To make the point (I assume) that Lady Gaga is blameless, there’s a lot of Arabic-language steamy stuff out there – so why should the mad mullahs by offended at us?

The problem with that, of course, is that the video is clearly modelled on Western videos, and that I’d suggest it’s likely that a) it wouldn’t exist had there been no MTV; and b) part of the ‘spice’ of the video is the explicit (hee hee) Westernization of the singer.

The problem Qut’b wrote about was his fear that the purity of Islam had been and was being polluted by the culture of the West…and so it is, and so this video demonstrates. It’s the Burger Kings in Jeddah, the Western pop being played on iPods throughout Medina…it’s the impact Western culture inextricably brings with it when you participate in trade with the West. Japan learned that lesson, and so is the Arab world.

While I’m not going to assert that’s the sole point of friction, I’m hard pressed to believe that it’s not a significant point of friction.

And it’s certainly a key part of the history behind the movement – I don’t see how Exum can deny that.

As a sidebar, I have a healthy respect for expertise. But I’m also deeply suspicious of expertise that wraps itself in a cloak and claims to be impenetrable. A bunch of climate scientists just showed us what was under the cloak, and it wasn’t pretty. So when Exum claims that we need to leave the interpretation of Islamist motives entirely to experts in Islamism…I’ll yield, but only slightly.
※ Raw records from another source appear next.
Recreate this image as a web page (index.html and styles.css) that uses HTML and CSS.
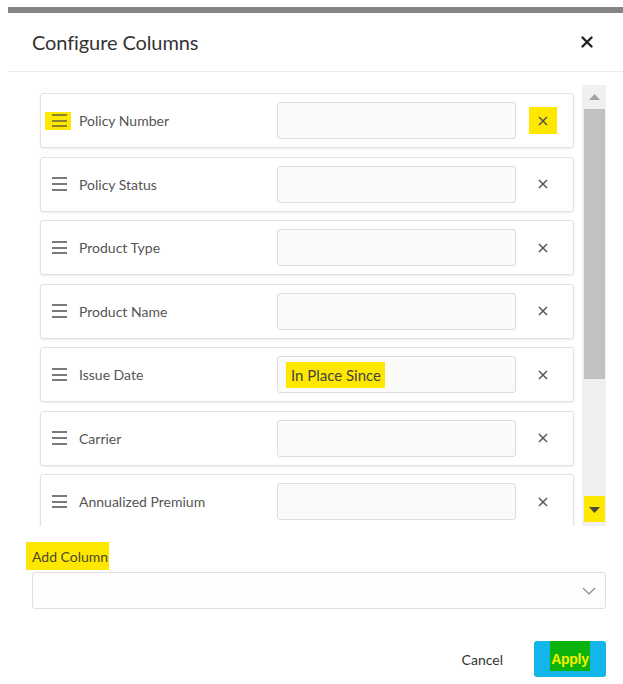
FILE: index.html
```html
<!DOCTYPE html>
<html lang="en">
<head>
<meta charset="utf-8">
<title>Configure Columns</title>
<link rel="stylesheet" href="styles.css">
</head>
<body>
<div class="modal">
  <header class="modal-header">
    <h2 class="modal-title">Configure Columns</h2>
    <button class="close-btn" aria-label="Close">
      <svg width="12" height="12" viewBox="0 0 12 12"><path d="M1.5 1.5 L10.5 10.5 M10.5 1.5 L1.5 10.5" stroke="#222" stroke-width="2.4" stroke-linecap="round"/></svg>
    </button>
  </header>

  <div class="modal-body">
    <div class="list-wrap">
      <ul class="column-list">
        <li class="column-row">
          <span class="handle mark"><i></i><i></i><i></i></span>
          <span class="column-name">Policy Number</span>
          <div class="alias-input"></div>
          <button class="remove-btn mark" aria-label="Remove"><svg width="10" height="10" viewBox="0 0 10 10"><path d="M1 1 L9 9 M9 1 L1 9" stroke="#555" stroke-width="1.5"/></svg></button>
        </li>
        <li class="column-row">
          <span class="handle"><i></i><i></i><i></i></span>
          <span class="column-name">Policy Status</span>
          <div class="alias-input"></div>
          <button class="remove-btn" aria-label="Remove"><svg width="10" height="10" viewBox="0 0 10 10"><path d="M1 1 L9 9 M9 1 L1 9" stroke="#555" stroke-width="1.5"/></svg></button>
        </li>
        <li class="column-row">
          <span class="handle"><i></i><i></i><i></i></span>
          <span class="column-name">Product Type</span>
          <div class="alias-input"></div>
          <button class="remove-btn" aria-label="Remove"><svg width="10" height="10" viewBox="0 0 10 10"><path d="M1 1 L9 9 M9 1 L1 9" stroke="#555" stroke-width="1.5"/></svg></button>
        </li>
        <li class="column-row">
          <span class="handle"><i></i><i></i><i></i></span>
          <span class="column-name">Product Name</span>
          <div class="alias-input"></div>
          <button class="remove-btn" aria-label="Remove"><svg width="10" height="10" viewBox="0 0 10 10"><path d="M1 1 L9 9 M9 1 L1 9" stroke="#555" stroke-width="1.5"/></svg></button>
        </li>
        <li class="column-row">
          <span class="handle"><i></i><i></i><i></i></span>
          <span class="column-name">Issue Date</span>
          <div class="alias-input"><span class="alias-value mark">In Place Since</span></div>
          <button class="remove-btn" aria-label="Remove"><svg width="10" height="10" viewBox="0 0 10 10"><path d="M1 1 L9 9 M9 1 L1 9" stroke="#555" stroke-width="1.5"/></svg></button>
        </li>
        <li class="column-row">
          <span class="handle"><i></i><i></i><i></i></span>
          <span class="column-name">Carrier</span>
          <div class="alias-input"></div>
          <button class="remove-btn" aria-label="Remove"><svg width="10" height="10" viewBox="0 0 10 10"><path d="M1 1 L9 9 M9 1 L1 9" stroke="#555" stroke-width="1.5"/></svg></button>
        </li>
        <li class="column-row">
          <span class="handle"><i></i><i></i><i></i></span>
          <span class="column-name">Annualized Premium</span>
          <div class="alias-input"></div>
          <button class="remove-btn" aria-label="Remove"><svg width="10" height="10" viewBox="0 0 10 10"><path d="M1 1 L9 9 M9 1 L1 9" stroke="#555" stroke-width="1.5"/></svg></button>
        </li>
      </ul>
      <div class="scrollbar">
        <div class="sb-arrow"><svg width="11" height="6" viewBox="0 0 11 6"><path d="M0 6 L5.5 0 L11 6 Z" fill="#a3a3a3"/></svg></div>
        <div class="sb-track"><div class="sb-thumb"></div></div>
        <div class="sb-arrow sb-down mark"><svg width="11" height="6" viewBox="0 0 11 6"><path d="M0 0 L11 0 L5.5 6 Z" fill="#4a4a3a"/></svg></div>
      </div>
    </div>

    <div class="add-column">
      <label class="add-label"><span class="mark">Add Column</span></label>
      <div class="select-box">
        <svg class="chevron" width="14" height="8" viewBox="0 0 14 8"><path d="M1 1 L7 7 L13 1" fill="none" stroke="#888" stroke-width="1.2"/></svg>
      </div>
    </div>
  </div>

  <footer class="modal-footer">
    <button class="btn-cancel">Cancel</button>
    <button class="btn-apply"><span class="apply-text">Apply</span></button>
  </footer>
</div>
</body>
</html>
```

FILE: styles.css
```css
* { box-sizing: border-box; }

html, body {
  margin: 0;
  padding: 0;
  background: #fff;
}

body {
  font-family: Lato, "Open Sans", Arial, sans-serif;
  color: #333;
}

button {
  font-family: inherit;
  border: none;
  background: none;
  padding: 0;
  cursor: pointer;
}

.mark { background: #ffe800; }

.modal {
  margin: 7px 0 0 8px;
  border-top: 6px solid #858585;
  background: #fff;
  width: 615px;
}

.modal-header {
  height: 59px;
  display: flex;
  align-items: center;
  justify-content: space-between;
  padding: 0 30px 0 24px;
  border-bottom: 1px solid #ececec;
}

.modal-title {
  margin: 0;
  font-size: 20px;
  font-weight: 400;
  color: #333;
  letter-spacing: -0.1px;
}

.close-btn {
  display: flex;
  width: 12px;
  height: 12px;
}

.modal-body {
  padding: 13px 17px 0 24px;
}

.list-wrap {
  display: flex;
  height: 441px;
}

.column-list {
  flex: 1;
  list-style: none;
  margin: 0;
  padding: 8px 8px 0 8px;
  overflow: hidden;
  display: flex;
  flex-direction: column;
  gap: 8.5px;
}

.column-row {
  flex: none;
  height: 55px;
  display: flex;
  align-items: center;
  border: 1px solid #e2e2e2;
  border-radius: 3px;
  box-shadow: 0 1px 2px rgba(0, 0, 0, 0.08);
  padding-left: 4px;
  background: #fff;
}

.handle {
  width: 26px;
  height: 18px;
  display: flex;
  flex-direction: column;
  justify-content: center;
  align-items: center;
  gap: 3.7px;
  padding-left: 3px;
}

.handle i {
  display: block;
  width: 15px;
  height: 2px;
  background: #7a7a7a;
}

.handle.mark i { background: #8a8430; }

.column-name {
  flex: 1;
  margin-left: 8px;
  font-size: 14px;
  color: #555;
}

.alias-input {
  width: 239px;
  height: 37px;
  border: 1px solid #dedede;
  border-radius: 3px;
  background: #fafafa;
  display: flex;
  align-items: center;
  padding-left: 8px;
}

.alias-value {
  font-size: 15px;
  color: #444;
  padding: 3px 4px 3px 5px;
  line-height: 20px;
}

.remove-btn {
  width: 28px;
  height: 27px;
  margin: 0 16px 0 13px;
  display: flex;
  align-items: center;
  justify-content: center;
}

.scrollbar {
  width: 24px;
  background: #f0f0f0;
  display: flex;
  flex-direction: column;
  padding: 0 1px 4px 2px;
}

.sb-arrow {
  height: 24px;
  display: flex;
  align-items: center;
  justify-content: center;
}

.sb-track {
  flex: 1;
  display: flex;
  flex-direction: column;
}

.sb-thumb {
  height: 270px;
  background: #c1c1c1;
}

.sb-down {
  height: 26px;
  padding-top: 2px;
}

.add-column {
  margin-top: 16px;
}

.add-label {
  display: block;
  margin-left: -6px;
}

.add-label span {
  display: inline-block;
  font-size: 14px;
  color: #4a4a2a;
  padding: 5px 1px 4px 6px;
  line-height: 19px;
}

.select-box {
  margin-top: 2px;
  height: 37px;
  border: 1px solid #e0e0e0;
  border-radius: 3px;
  background: #fdfdfd;
  display: flex;
  align-items: center;
  justify-content: flex-end;
  padding-right: 9px;
}

.modal-footer {
  display: flex;
  justify-content: flex-end;
  align-items: center;
  gap: 31px;
  padding: 32px 17px 0 0;
}

.btn-cancel {
  font-size: 14px;
  color: #333;
  height: 36px;
}

.btn-apply {
  width: 72px;
  height: 36px;
  background: #12b6e8;
  border-radius: 3px;
  display: flex;
  justify-content: center;
  align-items: flex-start;
}

.apply-text {
  display: block;
  background: #0db30d;
  width: 40px;
  height: 30px;
  line-height: 36px;
  font-family: "Liberation Sans", Arial, sans-serif;
  font-weight: 700;
  font-size: 14px;
  color: #f2f200;
  text-align: center;
  letter-spacing: -0.3px;
}
```
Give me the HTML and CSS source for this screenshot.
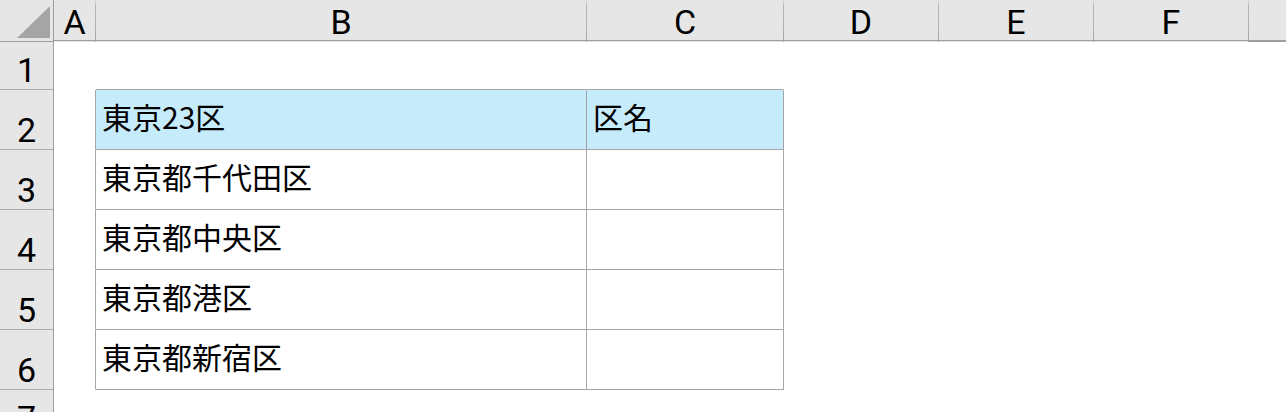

And as a final sidebar, Exum slips one in here when he explains that culture isn’t “a more significant driver of conflict and anti-American sentiment in the region than Israeli settlements.”

I’m opposed to expanding the settlements (and have written about it for years).but the hard nut isn’t Arab anger over the expansion of the settlements, it’s Arab anger over the existence of Israel. That does make the problem a little harder to solve, doesn’t it…

And finally – who is this “Lady Gaga” person, anyway?